WORLD Trial starts over racial discrimination charges against Harvard in admissions


Trial starts over racial discrimination charges against Harvard in admissions


02:18, October 18, 2018

BOSTON, the United States, Oct. 15 (Xinhua) -- A lawsuit charging Harvard University of discriminating against Asian American applicants in admissions went to trial on Monday at a US District Court in Boston, drawing nationwide attention as the future of the affirmative action is also on the debate.


Supporters attend the "Rally for the American Dream -- Equal Education Rights for All," ahead of the start of the trial in a lawsuit accusing Harvard University of discriminating against Asian-American applicants, in Boston, the United States, Oct. 14, 2018. (Photo: Xinhua /Reuters)

The Students for Fair Admissions (SFFA), a non-profit group that believes schools should not consider race when selecting students, sued four years ago that over decades, Harvard has rigged its highly selective undergraduate admissions system against Asian American applicants by using "de facto racial quotas, racial stereotypes and higher standards". Harvard has denied the charges.

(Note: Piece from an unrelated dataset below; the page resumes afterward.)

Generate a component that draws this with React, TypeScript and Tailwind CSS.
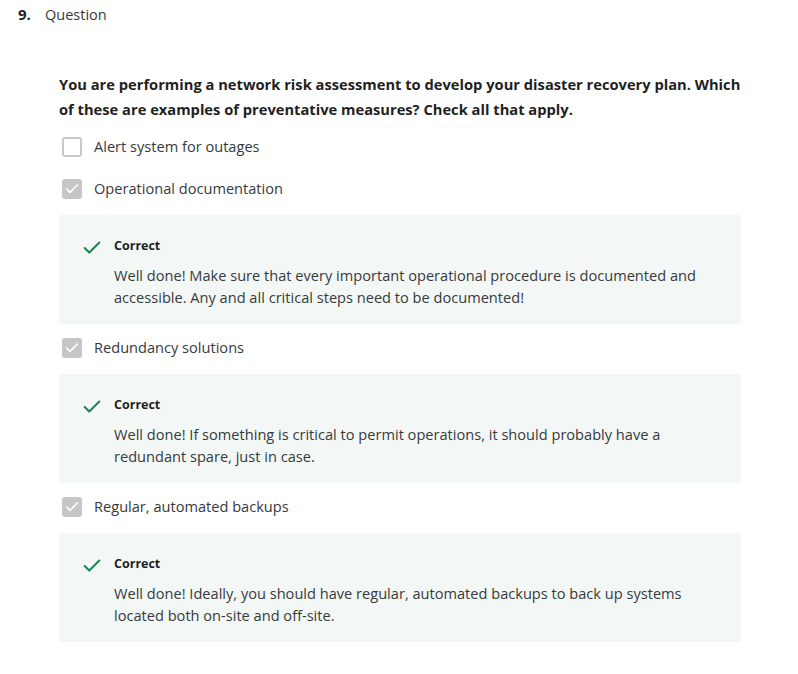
import { Check } from "lucide-react";

const options = [
  { label: "Alert system for outages", checked: false },
  {
    label: "Operational documentation",
    checked: true,
    feedback:
      "Well done! Make sure that every important operational procedure is documented and accessible. Any and all critical steps need to be documented!",
  },
  {
    label: "Redundancy solutions",
    checked: true,
    feedback:
      "Well done! If something is critical to permit operations, it should probably have a redundant spare, just in case.",
  },
  {
    label: "Regular, automated backups",
    checked: true,
    feedback:
      "Well done! Ideally, you should have regular, automated backups to back up systems located both on-site and off-site.",
  },
];

export default function App() {
  return (
    <div className="w-[798px] h-[674px] bg-white text-[#1f1f1f] font-['Open_Sans',sans-serif]">
      <div className="flex items-baseline pl-[18px] pt-[3px]">
        <span className="text-[15px] font-bold text-[#1f1f1f] w-[27px]">9.</span>
        <span className="text-[14.5px] text-[#373a3c]">Question</span>
      </div>

      <div className="pl-[59px] pr-[57px] pt-[46px]">
        <p className="text-[14.7px] font-bold leading-[25px] text-[#1f1f1f]">
          You are performing a network risk assessment to develop your disaster recovery plan. Which of these are examples of preventative measures? Check all that apply.
        </p>

        <div className="mt-[4px] flex flex-col">
          {options.map((o, i) => (
            <div key={i} className="flex flex-col">
              <div className="flex items-center h-[20px] my-[11px] pl-[3px]">
                {o.checked ? (
                  <span className="w-[20px] h-[20px] rounded-[3px] bg-[#c6c6c6] flex items-center justify-center">
                    <Check size={16} strokeWidth={2.5} color="#ffffff" />
                  </span>
                ) : (
                  <span className="w-[20px] h-[20px] rounded-[3px] border-2 border-[#c9c9c9] bg-white" />
                )}
                <span className="ml-[12px] text-[14.6px] text-[#373a3c]">{o.label}</span>
              </div>
              {o.feedback && (
                <div className="bg-[#f3f8f6] mt-[5px] mb-[3px] pl-[22px] pr-[30px] pt-[21px] pb-[16px] flex">
                  <Check size={22} strokeWidth={2.2} color="#1f8354" className="mt-[1px] shrink-0" />
                  <div className="ml-[11px]">
                    <div className="text-[12.5px] font-bold text-[#1f1f1f] leading-[20px]">Correct</div>
                    <p className="mt-[8px] text-[14.6px] leading-[22px] text-[#373a3c]">{o.feedback}</p>
                  </div>
                </div>
              )}
            </div>
          ))}
        </div>
      </div>
    </div>
  );
}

US District Court Judge Allison Burroughs, who was nominated by then Democratic President Barack Obama and seated in 2015, is presiding over the trial.

At the packed courtroom on Monday, the plaintiffs accused that Harvard intentionally ranks Asian American applicants lower on "personal rating" scores used to measure character traits such as leadership, grit, courage and likeability, presenting a document they say is Harvard's only guidance on the personal rating loosing ranging from one for "outstanding" to five for "questionable personal traits."

In response, Harvard's legal team denied all the allegations, saying race is just one factor that's considered while only considered in a limited way, arguing a race-conscious admissions process is essential to ensuring that students are exposed to a variety of viewpoints.

In a series of decisions since 1978, the Supreme Court has allowed race-conscious admissions if carefully done, and according to Harvard, Asian Americans now account for 23 percent of all admitted students.

Outside the federal courthouse, a number of Asian American protesters showed up Monday morning when the trial went on, carrying banners with "HARVARD NO MORE RACIAL STEREOTYPING" and "Discrimination in the name of diversity is wrong".

However, Asian Americans are deeply divided on the case. On Sunday, hundreds of Asian Americans rallied in central Boston to show support for the SFFA lawsuit. About five kilometers away, dozens of Asian American Harvard students rallied at the Harvard Square to protest against the lawsuit and show support for the affirmative action, citing the benefit of the affirmative action and the importance of diversity on campus.

This is Judge Burroughs' first trial without a jury. She expects to issue a verdict after it ends in around three weeks, local media reported.

However, any verdict faces a near-certain appeal. It is widely expected the case could reach the Supreme Court.